▶ _Work to be completed_:
Leave out every picture, then transcribe the rest of the listing exactly.

▶ _Data shown_:
Begin
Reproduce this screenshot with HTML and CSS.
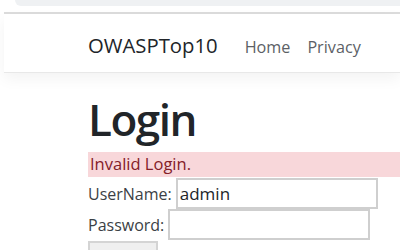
FILE: index.html
```html
<!DOCTYPE html>
<html lang="en">
<head>
    <meta charset="UTF-8">
    <meta name="viewport" content="width=device-width, initial-scale=1.0">
    <title>Login - OWASPTop10</title>
    <link rel="stylesheet" href="styles.css">
</head>
<body>
    <div class="chrome"></div>
    <div class="page">
        <header class="navbar">
            <a class="brand" href="#">OWASPTop10</a>
            <nav class="links">
                <a href="#">Home</a>
                <a href="#">Privacy</a>
            </nav>
        </header>

        <main class="content">
            <h1>Login</h1>
            <div class="alert">Invalid Login.</div>
            <form class="login">
                <div class="row first">
                    <label for="user">UserName:</label>
                    <input id="user" type="text" value="admin">
                </div>
                <div class="row">
                    <label for="pass">Password:</label>
                    <input id="pass" type="password">
                </div>
                <button type="submit">Login</button>
            </form>
        </main>
    </div>
</body>
</html>
```

FILE: styles.css
```css
/* General Styles */
body {
    margin: 0;
    font-family: "Open Sans", "Noto Sans", sans-serif;
    color: #212529;
    background-color: #fff;
    overflow: hidden;
}
a {
    text-decoration: none;
}

/* Browser strip at the top */
.chrome {
    height: 6px;
    margin-left: 15px;
    background-color: #eff1f3;
    border-bottom-left-radius: 12px;
}
.page {
    margin-top: 6px;
    margin-left: 4px;
    border-top: 2px solid #dcdcdc;
}

/* Navbar */
.navbar {
    display: flex;
    align-items: baseline;
    height: 59px;
    box-sizing: border-box;
    padding: 17px 0 0 84px;
    border-bottom: 1px solid #e8e8e8;
    box-shadow: 0 6px 14px rgba(0, 0, 0, 0.05);
}
.brand {
    color: #212529;
    font-size: 20.3px;
    margin-right: 27px;
}
.links {
    display: flex;
    gap: 17px;
}
.links a {
    color: #5c5f66;
    font-size: 16.2px;
}

/* Content */
.content {
    padding-left: 84px;
}
h1 {
    font-size: 44px;
    font-weight: 600;
    line-height: 54px;
    margin: 19px 0 6px;
    letter-spacing: -1.5px;
}
.alert {
    background-color: #f8d7da;
    color: #842029;
    font-size: 16.5px;
    height: 25px;
    line-height: 23px;
    padding-left: 2px;
}
.row {
    display: flex;
    align-items: center;
    gap: 4px;
    font-size: 16px;
    color: #3b3f45;
}
.row.first {
    margin-top: 1px;
}
input {
    font-family: inherit;
    font-size: 17px;
    width: 202px;
    height: 31px;
    box-sizing: border-box;
    border: 2px solid #cfcfcf;
    padding: 0 2px;
    color: #212529;
}
button {
    margin-top: 1px;
    width: 70px;
    height: 44px;
    padding: 20px 0 0;
    background-color: #efefef;
    border: 2px solid #d4d4d4;
    font-family: inherit;
    font-size: 16px;
}
```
End
▶ _Solution for this task_:
Reproduce this screenshot with HTML and CSS.
FILE: index.html
```html
<!DOCTYPE html>
<html lang="en">
<head>
    <meta charset="UTF-8">
    <meta name="viewport" content="width=device-width, initial-scale=1.0">
    <title>Login - OWASPTop10</title>
    <link rel="stylesheet" href="styles.css">
</head>
<body>
    <div class="chrome"></div>
    <div class="page">
        <header class="navbar">
            <a class="brand" href="#">OWASPTop10</a>
            <nav class="links">
                <a href="#">Home</a>
                <a href="#">Privacy</a>
            </nav>
        </header>

        <main class="content">
            <h1>Login</h1>
            <div class="alert">Invalid Login.</div>
            <form class="login">
                <div class="row first">
                    <label for="user">UserName:</label>
                    <input id="user" type="text" value="admin">
                </div>
                <div class="row">
                    <label for="pass">Password:</label>
                    <input id="pass" type="password">
                </div>
                <button type="submit">Login</button>
            </form>
        </main>
    </div>
</body>
</html>
```

FILE: styles.css
```css
/* General Styles */
body {
    margin: 0;
    font-family: "Open Sans", "Noto Sans", sans-serif;
    color: #212529;
    background-color: #fff;
    overflow: hidden;
}
a {
    text-decoration: none;
}

/* Browser strip at the top */
.chrome {
    height: 6px;
    margin-left: 15px;
    background-color: #eff1f3;
    border-bottom-left-radius: 12px;
}
.page {
    margin-top: 6px;
    margin-left: 4px;
    border-top: 2px solid #dcdcdc;
}

/* Navbar */
.navbar {
    display: flex;
    align-items: baseline;
    height: 59px;
    box-sizing: border-box;
    padding: 17px 0 0 84px;
    border-bottom: 1px solid #e8e8e8;
    box-shadow: 0 6px 14px rgba(0, 0, 0, 0.05);
}
.brand {
    color: #212529;
    font-size: 20.3px;
    margin-right: 27px;
}
.links {
    display: flex;
    gap: 17px;
}
.links a {
    color: #5c5f66;
    font-size: 16.2px;
}

/* Content */
.content {
    padding-left: 84px;
}
h1 {
    font-size: 44px;
    font-weight: 600;
    line-height: 54px;
    margin: 19px 0 6px;
    letter-spacing: -1.5px;
}
.alert {
    background-color: #f8d7da;
    color: #842029;
    font-size: 16.5px;
    height: 25px;
    line-height: 23px;
    padding-left: 2px;
}
.row {
    display: flex;
    align-items: center;
    gap: 4px;
    font-size: 16px;
    color: #3b3f45;
}
.row.first {
    margin-top: 1px;
}
input {
    font-family: inherit;
    font-size: 17px;
    width: 202px;
    height: 31px;
    box-sizing: border-box;
    border: 2px solid #cfcfcf;
    padding: 0 2px;
    color: #212529;
}
button {
    margin-top: 1px;
    width: 70px;
    height: 44px;
    padding: 20px 0 0;
    background-color: #efefef;
    border: 2px solid #d4d4d4;
    font-family: inherit;
    font-size: 16px;
}
```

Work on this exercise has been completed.